To do so, attention to the importance of networking is vital. Networks, like REFACOF and FECOFUN increase visibility of a common concern on the national and global stage, give local people a voice and a venue, as well as serve as an important space for capacity building, information sharing and dissemination.

Government agencies, donors, research institutions, NGOs and other civil society organizations must also develop their own capacity on gender justice in natural resource management. More effort is needed to increase the understanding of women and gender rights issues, specifically on the effects of insecure tenure rights.

Empowering women and reaping the economic and social benefits of this empowerment will require constant and collective work on policy creation and implementation. Laws must be written or revised in favor of women and other disadvantaged groups. Where good policies exist, the international community must ensure that these laws are implemented, and actually change attitudes and perceptions of traditional gender roles.

This includes ensuring that women's' views are heard, not just voiced.
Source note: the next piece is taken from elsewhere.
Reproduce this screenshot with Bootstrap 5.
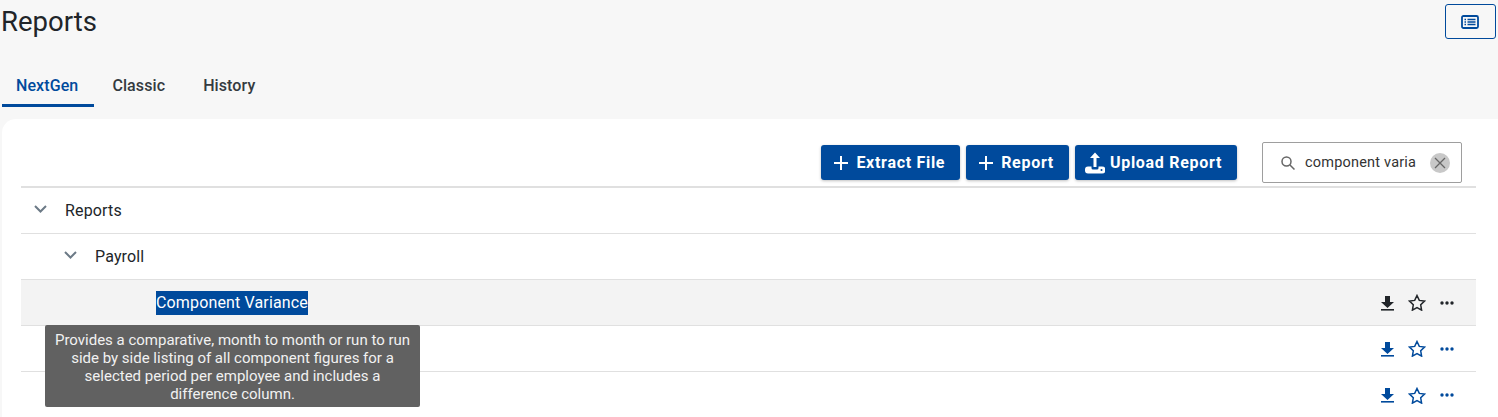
<!DOCTYPE html>
<html lang="en">
<head>
  <meta charset="UTF-8">
  <meta name="viewport" content="width=device-width, initial-scale=1">
  <title>Reports</title>
  <link href="https://cdn.jsdelivr.net/npm/bootstrap@5.3.3/dist/css/bootstrap.min.css" rel="stylesheet">
  <style>
    html, body { height: 417px; overflow: hidden; }
    body { background: #f7f7f7; font-family: Roboto, "Liberation Sans", sans-serif; color: #212529; font-size: 15px; }
    .page-title { font-size: 27.500px; line-height: 32px; font-weight: 400; margin: 0; padding: 6px 0 0 1px; height: 45px; }
    .view-btn { width: 51px; height: 35px; margin: 4px 2px 0 0; border: 1px solid #004a9c; border-radius: 3px; background: transparent; padding: 0 2px 0 0; color: #004a9c; }
    .tab-row { padding: 0 0 0 2px; height: 62px; align-items: flex-end; }
    .tab-item { font-size: 16px; font-weight: 500; letter-spacing: .1px; color: #343a40; height: 46px; line-height: 20px; padding: 15px 14px 0; border-bottom: 3px solid transparent; text-decoration: none; margin-right: 10px; }
    .tab-item.is-on { color: #004a9c; border-bottom-color: #004a9c; margin-right: 4px; padding-right: 16px; }
    .tab-spacer { height: 12px; }
    .sheet { background: #fff; border-radius: 14px 0 0 0; margin-left: 2px; padding: 23px 22px 0 19px; height: 300px; position: relative; }
    .tool-row { height: 46px; border-bottom: 2px solid #e0e0e0; align-items: flex-start; padding-top: 3px; }
    .tool-btns { gap: 6px; }
    .act-btn { height: 35px; background: #004a9c; color: #fff; border: 0; border-radius: 3px; font-size: 16px; font-weight: 700; letter-spacing: .7px; padding: 0 15px 0 13px; box-shadow: 0 1px 3px rgba(0,0,0,.25); white-space: nowrap; display: flex; align-items: center; gap: 8px; }
    .act-btn.has-upload { padding-left: 10px; gap: 5px; }
    .search-box { width: 200px; height: 41px; margin: -3px 14px 0 25px; border: 1px solid #9e9e9e; border-radius: 2px; padding: 0 10px 0 17px; font-size: 14.500px; letter-spacing: .2px; color: #333; }
    .search-txt { width: 113px; margin-left: 9px; white-space: nowrap; }
    .clear-dot { width: 20px; height: 20px; border-radius: 50%; background: #c8c8c8; margin-left: 12px; flex: none; }
    .tree-row { height: 46px; border-bottom: 1px solid #e0e0e0; font-size: 16px; letter-spacing: .15px; }
    .tree-row.is-hover { background: #f3f3f3; }
    .lvl-one { padding-left: 13px; }
    .lvl-two { padding-left: 43px; }
    .lvl-three { padding-left: 135px; }
    .caret-ico { margin: 0 18px 3px 0; }
    .sel-txt { background: #004a9c; color: #fff; }
    .row-icons { gap: 13px; padding-right: 22px; color: #004a9c; }
    .row-icons svg:last-child { margin-left: 1px; }
    .is-hover .row-icons { color: #212529; }
    .hint-box { position: absolute; left: 43px; top: 206px; width: 375px; height: 82px; background: #616161; color: #f1f1f1; border-radius: 2px; font-size: 15px; line-height: 18px; text-align: center; padding: 6px 8px; z-index: 5; letter-spacing: 0; }
  </style>
</head>
<body>

  <div class="d-flex justify-content-between">
    <h1 class="page-title">Reports</h1>
    <button class="view-btn" type="button" aria-label="Toggle view">
      <svg width="18" height="14" viewBox="0 0 18 14" fill="none" stroke="currentColor"><rect x="1" y="1" width="16" height="12" rx="1.500" stroke-width="1.800"/><path d="M3.500 4.500h1.500M6.500 4.500h8M3.500 7h1.500M6.500 7h8M3.500 9.500h1.500M6.500 9.500h8" stroke-width="1.400"/></svg>
    </button>
  </div>

  <div class="d-flex tab-row">
    <a class="tab-item is-on" href="#">NextGen</a>
    <a class="tab-item" href="#">Classic</a>
    <a class="tab-item" href="#">History</a>
  </div>
  <div class="tab-spacer"></div>

  <div class="sheet">
    <div class="d-flex justify-content-end tool-row">
      <div class="d-flex tool-btns">
        <button class="act-btn" type="button"><svg width="14" height="14" viewBox="0 0 14 14" stroke="currentColor" stroke-width="2"><path d="M7 0v14M0 7h14"/></svg> Extract File</button>
        <button class="act-btn" type="button"><svg width="14" height="14" viewBox="0 0 14 14" stroke="currentColor" stroke-width="2"><path d="M7 0v14M0 7h14"/></svg> Report</button>
        <button class="act-btn has-upload" type="button"><svg width="20" height="22" viewBox="0 0 20 22" fill="currentColor"><path d="M8.500 15V6H5l5-5.500L15 6h-3.500v9z"/><path d="M0 17.500a3 3 0 0 1 3-3h3.500v1.500a1.500 1.500 0 0 0 1.500 1.500h4a1.500 1.500 0 0 0 1.500-1.500v-1.500H17a3 3 0 0 1 0 7H3a3 3 0 0 1-3-3z"/><circle cx="16.500" cy="18" r="1" fill="#004a9c"/></svg> Upload Report</button>
      </div>
      <div class="d-flex align-items-center search-box">
        <svg width="16" height="16" viewBox="0 0 16 16" fill="none" stroke="#666" stroke-width="1.500"><circle cx="6.500" cy="6.500" r="4.500"/><path d="M10 10l4.500 4.500"/></svg>
        <div class="search-txt">component varia</div>
        <div class="clear-dot d-flex align-items-center justify-content-center">
          <svg width="12" height="12" viewBox="0 0 12 12" stroke="#666" stroke-width="1.300"><path d="M1 1l10 10M11 1L1 11"/></svg>
        </div>
      </div>
    </div>

    <div class="d-flex align-items-center tree-row lvl-one">
      <svg class="caret-ico" width="13" height="8" viewBox="0 0 13 8" fill="none" stroke="#6c7a86" stroke-width="2"><path d="M1 1l5.500 5.500L12 1"/></svg>
      <span>Reports</span>
    </div>
    <div class="d-flex align-items-center tree-row lvl-two">
      <svg class="caret-ico" width="13" height="8" viewBox="0 0 13 8" fill="none" stroke="#6c7a86" stroke-width="2"><path d="M1 1l5.500 5.500L12 1"/></svg>
      <span>Payroll</span>
    </div>
    <div class="d-flex align-items-center justify-content-between tree-row lvl-three is-hover">
      <span class="sel-txt">Component Variance</span>
      <div class="d-flex align-items-center row-icons">
        <svg width="15" height="16" viewBox="0 0 15 16" fill="currentColor"><path d="M5 1h5v6h4l-6.500 6L1 7h4z"/><rect x="1" y="14" width="13" height="1.600"/></svg>
        <svg width="18" height="17" viewBox="0 0 18 17" fill="none" stroke="currentColor" stroke-width="1.500"><path d="M9 1.500l2.300 4.900 5.200.700-3.800 3.700.9 5.300L9 13.500l-4.600 2.600.9-5.300-3.800-3.700 5.200-.700z"/></svg>
        <svg width="14" height="4" viewBox="0 0 14 4" fill="currentColor"><circle cx="2" cy="2" r="1.700"/><circle cx="7" cy="2" r="1.700"/><circle cx="12" cy="2" r="1.700"/></svg>
      </div>
    </div>
    <div class="d-flex align-items-center justify-content-end tree-row">
      <div class="d-flex align-items-center row-icons">
        <svg width="15" height="16" viewBox="0 0 15 16" fill="currentColor"><path d="M5 1h5v6h4l-6.500 6L1 7h4z"/><rect x="1" y="14" width="13" height="1.600"/></svg>
        <svg width="18" height="17" viewBox="0 0 18 17" fill="none" stroke="currentColor" stroke-width="1.500"><path d="M9 1.500l2.300 4.900 5.200.700-3.800 3.700.9 5.300L9 13.500l-4.600 2.600.9-5.300-3.800-3.700 5.200-.700z"/></svg>
        <svg width="14" height="4" viewBox="0 0 14 4" fill="currentColor"><circle cx="2" cy="2" r="1.700"/><circle cx="7" cy="2" r="1.700"/><circle cx="12" cy="2" r="1.700"/></svg>
      </div>
    </div>
    <div class="d-flex align-items-center justify-content-end tree-row border-0">
      <div class="d-flex align-items-center row-icons">
        <svg width="15" height="16" viewBox="0 0 15 16" fill="currentColor"><path d="M5 1h5v6h4l-6.500 6L1 7h4z"/><rect x="1" y="14" width="13" height="1.600"/></svg>
        <svg width="18" height="17" viewBox="0 0 18 17" fill="none" stroke="currentColor" stroke-width="1.500"><path d="M9 1.500l2.300 4.900 5.200.700-3.800 3.700.9 5.300L9 13.500l-4.600 2.600.9-5.300-3.800-3.700 5.200-.700z"/></svg>
        <svg width="14" height="4" viewBox="0 0 14 4" fill="currentColor"><circle cx="2" cy="2" r="1.700"/><circle cx="7" cy="2" r="1.700"/><circle cx="12" cy="2" r="1.700"/></svg>
      </div>
    </div>

    <div class="hint-box">Provides a comparative, month to month or run to run side by side listing of all component figures for a selected period per employee and includes a difference column.</div>
  </div>

  <script src="https://cdn.jsdelivr.net/npm/bootstrap@5.3.3/dist/js/bootstrap.bundle.min.js"></script>
</body>
</html>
According to Avi Mahaningtyas, Chief of Cluster, Environment and Economic Governance for the Kemitraan-Partnership for Governance Reform in Indonesia and Mia Siscawati, a founding member of the Indonesia Institute for Forest and Environment, "gender justice is dependent on the ability of women and other vulnerable groups to participate in and influence the decision-making process at all levels, from household and community to national, regional and global levels."